Saber que el Señor está cerca, y que viene pronto —porque así nos lo asegura Él mismo —, nos permite vivir cada día como si fuera el último, con intensidad de enamorados. De modo que ya no amamos tanto la vida, como para temer el fin del mundo o la misma muerte. El Corazón de Jesús nos apremia a salir a su encuentro, venga como venga y cuando quiera venir. Y oír que ya viene —como nos anuncia la Iglesia en cada Adviento—, suena entonces melodioso y sabe dulce —sin importar los desgarros que suponga—; la certeza de su inminente llegada, —si es verdad que le esperamos—, hace rebosar de júbilo nuestro propio corazón.

Millones de personas en todo el mundo, esta noche vivirán una vigilia incomparable y repleta de esperanza. Son muchos los que se comen las uñas, preparados para celebrar algo grande. Es lógico: han sido muchos meses esperando, y por fin el día ha llegado.

Yo tampoco quiero perderme esta gran final de la Pascua, al lado de la cual cualquier final de otra cosa dista lo que el cielo de la tierra, lo que el oriente del ocaso. Hay días grandes, que se hacen aún más grandes, por la providencial oportunidad que Dios nos da de optar por Él, prefiriéndole sobre todas las cosas, incluso sobre las que más valoramos.

Nuestra mediocridad y miopía espiritual nos moverá a pensar que el Espíritu Santo viene siempre, que mañana también vendrá, en otra misa, o que -como en otros sitios- podríamos haber negociado, con la Tercera Persona de la Trinidad, si no podía derramarse sobre nosotros un poco antes o un poco después de que jueguen su partido los campeones de Europa. Pero me parece fabuloso poder optar entre el becerro de oro y el Dios que nos sacó de Egipto, en la noche en que conmemoramos la entrega de la Torah cumplida por Jesucristo y escrita en nuestros corazones.

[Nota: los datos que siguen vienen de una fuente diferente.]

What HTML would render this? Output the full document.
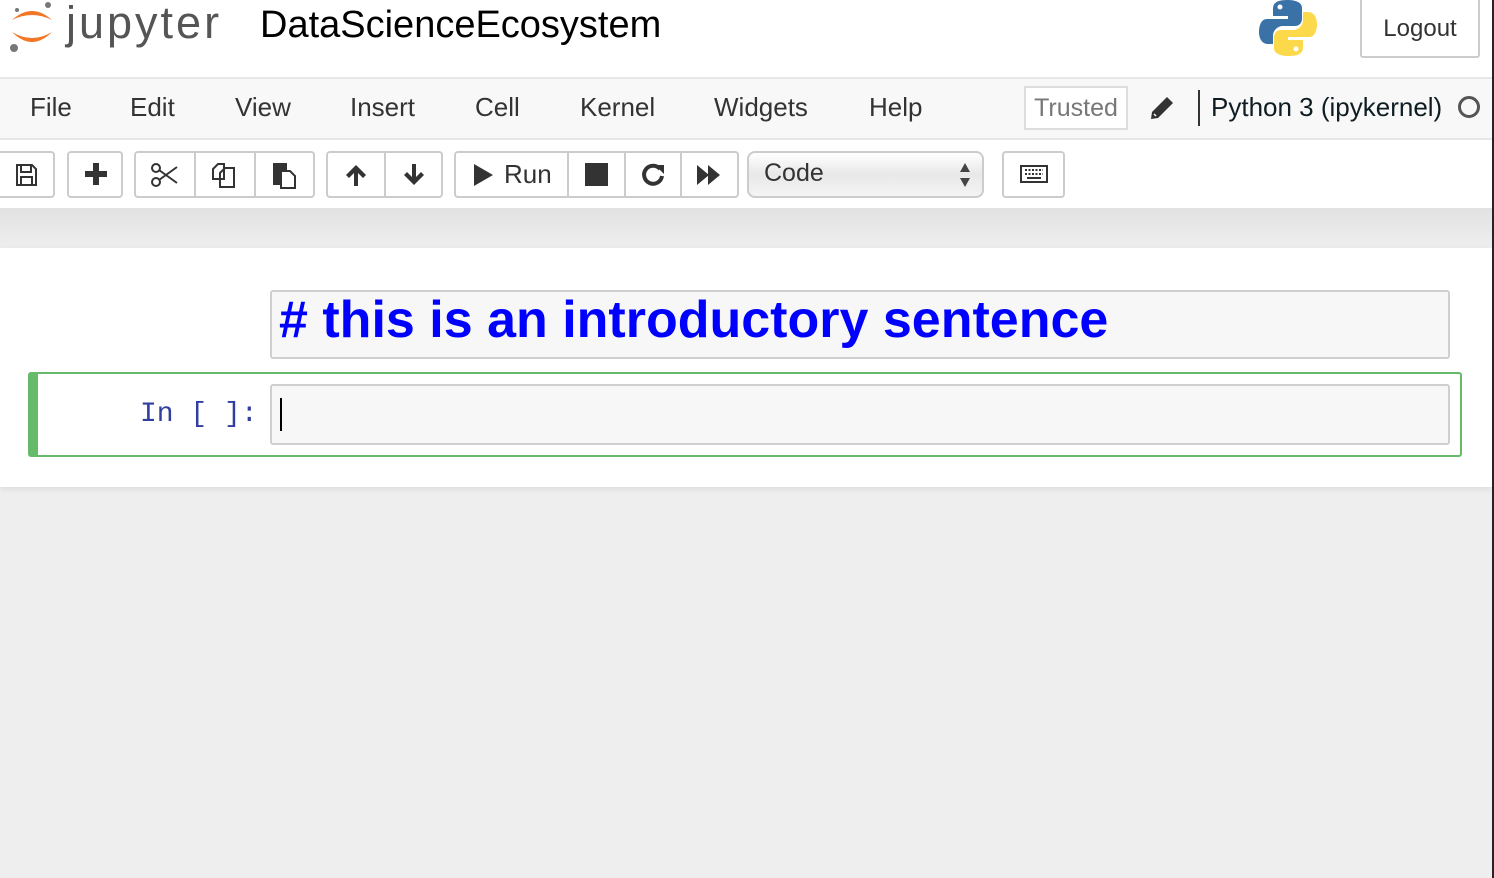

El Evangelio hace feliz cuando se le vive sin reservas; el agua del Espíritu sacia el corazón del que -como la cierva- anhela las corrientes de agua por encima de cualquier otra pasión, amando a Dios sobre todas las cosas, y no sólo entre todas ellas.

El cristianismo no va de pecar o no pecar, efectivamente: no es un moralismo. Por eso, quienes esta noche prefieran ver fútbol, harán bien, y el que habita en el Cielo sonreirá desde su trono bendiciéndolos, porque a nuestro Dios le encanta que estemos contentos y seamos libres.

Pero ¡qué pasada vivirán quienes renuncien a toda idolatría y prefieran el cenáculo al televisor! ¡¿Cómo no les dará Dios el Espíritu Santo a los que se lo pidan, y manifiesten que nada necesitan más que a Él?! El Don de Dios, como es infinito, es como la Fuente: cada uno recibe como lleva el vaso. Y ese vaso que somos, se ensancha en proporción a nuestro deseo.

Esta noche yo deseo -por pura necesidad vital- que el Espíritu me dé un corazón nuevo, y tengo experiencia de que puede hacerlo; porque así lo hizo conmigo hace veintiséis años, un día como hoy, un día de Pentecostés. No es un mero recuerdo la liturgia; no es lo de siempre, no es lo de todos los años…: ¡Él va a venir, porque lo ha prometido Dios mismo! ¡¡Y no hay mayor desprecio que no hacer aprecio de un Don tan incomparable! (Si es verdad que no sólo recordamos, sino que en verdad sucede lo que vivieron los apóstoles con María hace dos milenios, ¿sería verosímil imaginar a los discípulos saliendo hoy del cenáculo para ver un partido?).

Por tanto: los hambrientos, vengan a hacer Pascua con nosotros; los necesitados, vengan a disfrutar de la Gran Final de la Pascua: pues para esto murió y resucitó Cristo, para hacernos libres de todo, para que vivamos sólo para Él, que es de quien nos viene la vida para siempre.

¡¡Envía tu Espíritu, Señor, libéranos de todo lo que no eres Tú, úngenos para la liga de campeones de la Historia, recrea nuestros corazones, y renueva la faz de la Tierra!!